When raspberries Rubus idaeus have been growing in the same ground for several years, it is very difficult to get new plants to grow where the old plants have been taken out.  It is the same for roses.  It also seems that rhododendron plants have associated mychorrhiza that make the ground unsuitable for planting anything else than other rhododendrons for years after they have been removed.

Now if we look at an allotment where the same crop is grown in the same place year after year, there is a loss of vigour and the plants are not healthy.  Is this due to the same soil sickness that we see with raspberries and roses?

I rotate my crops religiously every year in order to avoid this reduction in harvest but I have done it in the understanding that different plants take different nutrients out of the soil and at different depths.  This may still hold true but it might also be due to 'soil sickness' brought about by mychorrhizal fungi associations.  I use a generalist mychorrhizal mix when I add spores to planting holes.  These mychorrhiza infect a wide range of hosts so I think that they would not aggressively prevent plants growing in a particular soil.

It does give me another reason to rotate my crops though.  So I will continue to do so.
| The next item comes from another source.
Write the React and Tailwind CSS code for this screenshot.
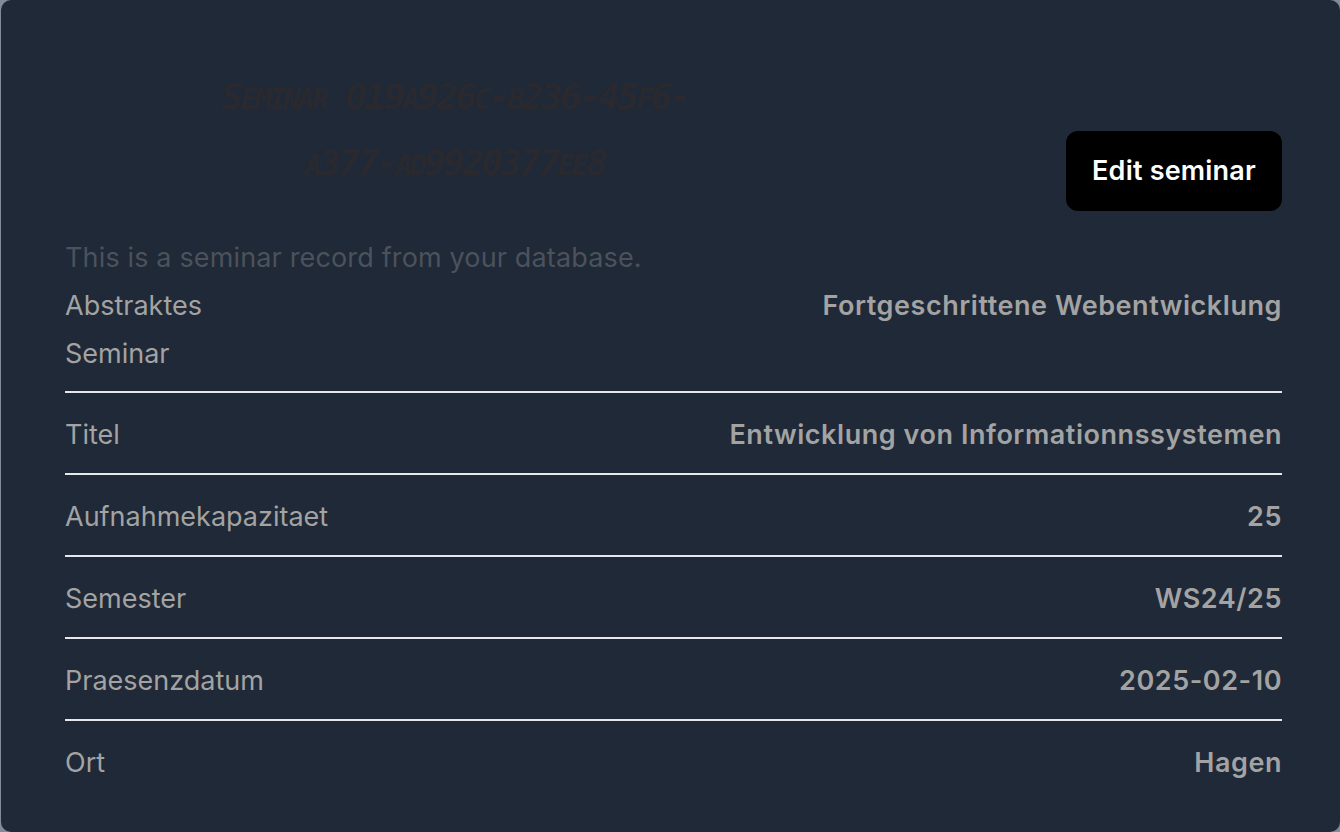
function SmallCaps({ text }) {
  const parts = text.match(/[a-z]+|[^a-z]+/g) || [];
  return parts.map((p, i) =>
    /^[a-z]+$/.test(p) ? (
      <span key={i} className="uppercase text-[0.78em]">
        {p}
      </span>
    ) : (
      <span key={i}>{p}</span>
    )
  );
}

export default function App() {
  const rows = [
    { label: "Titel", value: "Entwicklung von Informationnssystemen" },
    { label: "Aufnahmekapazitaet", value: "25" },
    { label: "Semester", value: "WS24/25" },
    { label: "Praesenzdatum", value: "2025-02-10" },
    { label: "Ort", value: "Hagen" },
  ];
  return (
    <div className="h-[832px] w-[1340px] bg-[#838b99] overflow-hidden">
      <div
        className="ml-[1px] h-[832px] w-[1339px] rounded-[10px] bg-[#1f2937] pl-[64px] pr-[58px] pt-[40px] text-[27px] leading-[48px] text-[#a3a3a3]"
        style={{ fontFamily: "Inter, 'Noto Sans', sans-serif" }}
      >
        <div className="flex items-start justify-between">
          <div className="flex w-[780px] justify-center pt-[25px]">
            <h1
              className="max-w-[520px] text-center text-[36px] font-bold italic leading-[63px] tracking-[-2.6px] text-[#29292f]"
              style={{ fontFamily: "'DejaVu Sans Mono', monospace" }}
            >
              <SmallCaps text="Seminar 019a926c-b236-45f6-a377-ad9920377ee8" />
            </h1>
          </div>
          <button className="mt-[91px] flex h-[80px] w-[216px] items-center justify-center rounded-[12px] bg-black text-[27px] font-semibold tracking-[0.2px] text-white">
            Edit seminar
          </button>
        </div>
        <p className="mt-[23px] tracking-[0.15px] text-[#4c525c]">This is a seminar record from your database.</p>
        <div className="flex items-start justify-between border-b-2 border-[#e5e7eb] pb-[13px]">
          <div>
            <div>Abstraktes</div>
            <div>Seminar</div>
          </div>
          <div className="font-semibold tracking-[0.55px]">Fortgeschrittene Webentwicklung</div>
        </div>
        {rows.map((r, i) => (
          <div
            key={r.value}
            className={
              "flex items-start justify-between pt-[18px] pb-[14px] " +
              (i < rows.length - 1 ? "border-b-2 border-[#e5e7eb]" : "")
            }
          >
            <div>{r.label}</div>
            <div className="font-semibold tracking-[0.55px]">{r.value}</div>
          </div>
        ))}
      </div>
    </div>
  );
}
Although it has been quite warm over the last few days, none of the other seeds have decided to germinate.  I am quite glad because I don't really have time at the moment to prick out and transplant.  I will let the broad beans grow on until they are about ten centimetres before I plant them in the allotment.  I do have room for them now but keeping them protected will bring them on and make them stronger for putting out.  If I eventually get my cold frame from the old allotment, then I will harden them off in there.   Tomorrow I will make some progress on trench thirteen because there are few perennial weeds where I am digging except where the path was.

Two things that are useless on an allotment, 1. grass paths, 2 wooden curbs.

The grass paths cannot be used in wet weather, encourage perennial weeds and need constant maintenance. The wooden curbs rot.  So use concrete two foot square slabs for the paths and concrete curbing.  They do not rot.

ALSO USE BLACK PLASTIC NOT BLUE PLASTIC SHEETING.  I am still picking out flecks of blue plastic that has crumbled into my top soil.  I can't even sieve it out using the bread tray because it breaks into tinier pieces as I am sieving.

Up early tomorrow to get an early start.